TASK TO COMPLETE:
Can you transcribe the data exactly? Leave the pictures out.

(Pages as source code)
::::
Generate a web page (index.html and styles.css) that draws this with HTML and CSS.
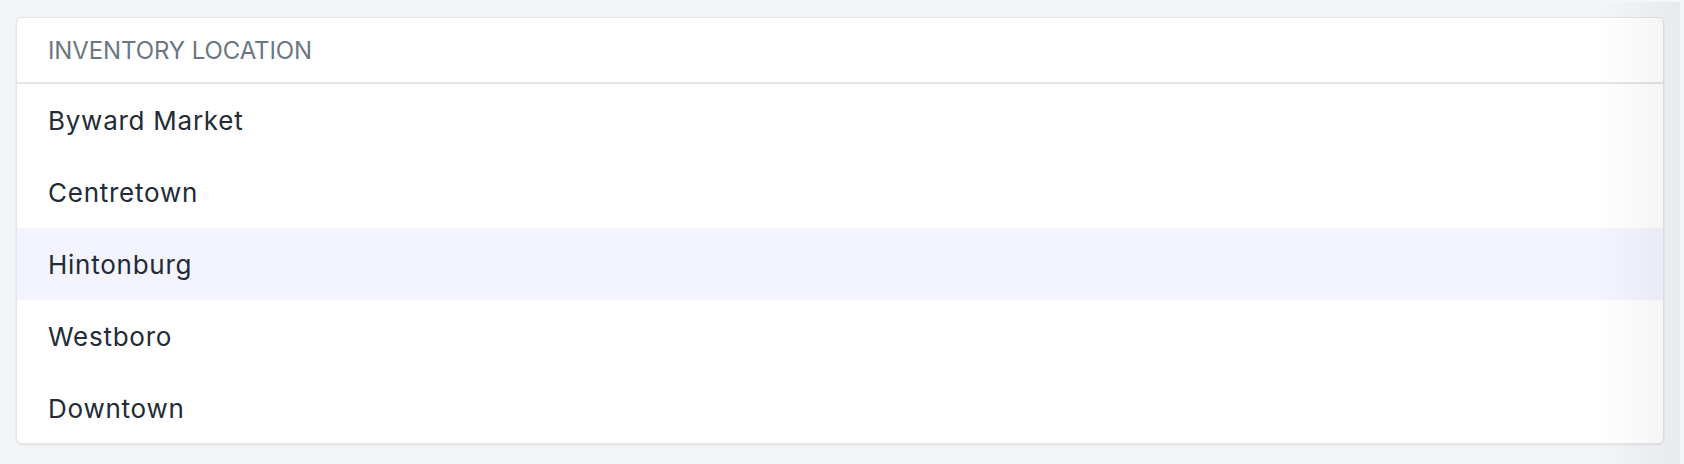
FILE: index.html
```html
<!DOCTYPE html>
<html lang="en">
<head>
<meta charset="utf-8">
<title>Inventory location</title>
<link rel="stylesheet" href="styles.css">
</head>
<body>
<div class="page">
  <div class="card">
    <div class="card-header">INVENTORY LOCATION</div>
    <ul class="list">
      <li class="item">Byward Market</li>
      <li class="item">Centretown</li>
      <li class="item item-active">Hintonburg</li>
      <li class="item">Westboro</li>
      <li class="item">Downtown</li>
    </ul>
  </div>
  <div class="scroll-shadow"></div>
</div>
</body>
</html>
```
FILE: styles.css
```css
html, body {
  margin: 0;
  padding: 0;
  background: #f4f5f7;
  font-family: Inter, "Noto Sans", "Liberation Sans", sans-serif;
}
.page {
  position: relative;
  height: 464px;
  padding: 17px 20px 0 16px;
  box-sizing: border-box;
}
.card {
  background: #ffffff;
  border: 1px solid #e3e5e9;
  border-radius: 6px;
  box-shadow: 0 1px 3px rgba(0, 0, 0, 0.08);
  overflow: hidden;
  box-sizing: border-box;
  height: 427px;
}
.card-header {
  height: 64px;
  display: flex;
  align-items: center;
  padding-left: 31px;
  border-bottom: 2px solid #e2e5e9;
  color: #6b7684;
  font-size: 24px;
  letter-spacing: -0.1px;
}
.list {
  list-style: none;
  margin: 0;
  padding: 0;
}
.item {
  height: 72px;
  display: flex;
  align-items: center;
  padding-left: 31px;
  color: #222b36;
  font-size: 26px;
  letter-spacing: 0.75px;
}
.item-active {
  background: #f3f4fd;
}
.scroll-shadow {
  position: absolute;
  top: 2px;
  bottom: 0;
  right: 4px;
  width: 84px;
  background: linear-gradient(to right, rgba(0, 0, 0, 0), rgba(40, 45, 60, 0.06));
  pointer-events: none;
}
```
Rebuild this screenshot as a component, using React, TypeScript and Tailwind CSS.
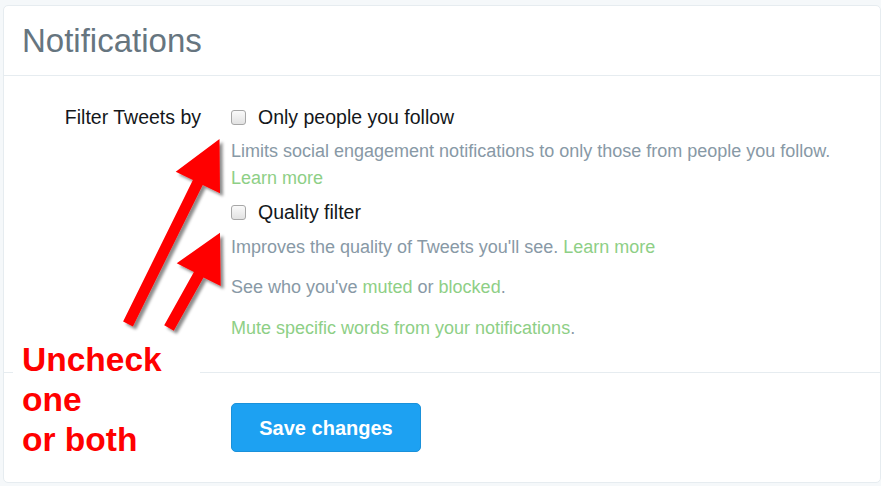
::::
RESPONSE TO THIS EXERCISE:
Generate a web page (index.html and styles.css) that draws this with HTML and CSS.
FILE: index.html
```html
<!DOCTYPE html>
<html lang="en">
<head>
<meta charset="utf-8">
<title>Inventory location</title>
<link rel="stylesheet" href="styles.css">
</head>
<body>
<div class="page">
  <div class="card">
    <div class="card-header">INVENTORY LOCATION</div>
    <ul class="list">
      <li class="item">Byward Market</li>
      <li class="item">Centretown</li>
      <li class="item item-active">Hintonburg</li>
      <li class="item">Westboro</li>
      <li class="item">Downtown</li>
    </ul>
  </div>
  <div class="scroll-shadow"></div>
</div>
</body>
</html>
```
FILE: styles.css
```css
html, body {
  margin: 0;
  padding: 0;
  background: #f4f5f7;
  font-family: Inter, "Noto Sans", "Liberation Sans", sans-serif;
}
.page {
  position: relative;
  height: 464px;
  padding: 17px 20px 0 16px;
  box-sizing: border-box;
}
.card {
  background: #ffffff;
  border: 1px solid #e3e5e9;
  border-radius: 6px;
  box-shadow: 0 1px 3px rgba(0, 0, 0, 0.08);
  overflow: hidden;
  box-sizing: border-box;
  height: 427px;
}
.card-header {
  height: 64px;
  display: flex;
  align-items: center;
  padding-left: 31px;
  border-bottom: 2px solid #e2e5e9;
  color: #6b7684;
  font-size: 24px;
  letter-spacing: -0.1px;
}
.list {
  list-style: none;
  margin: 0;
  padding: 0;
}
.item {
  height: 72px;
  display: flex;
  align-items: center;
  padding-left: 31px;
  color: #222b36;
  font-size: 26px;
  letter-spacing: 0.75px;
}
.item-active {
  background: #f3f4fd;
}
.scroll-shadow {
  position: absolute;
  top: 2px;
  bottom: 0;
  right: 4px;
  width: 84px;
  background: linear-gradient(to right, rgba(0, 0, 0, 0), rgba(40, 45, 60, 0.06));
  pointer-events: none;
}
```
Rebuild this screenshot as a component, using React, TypeScript and Tailwind CSS.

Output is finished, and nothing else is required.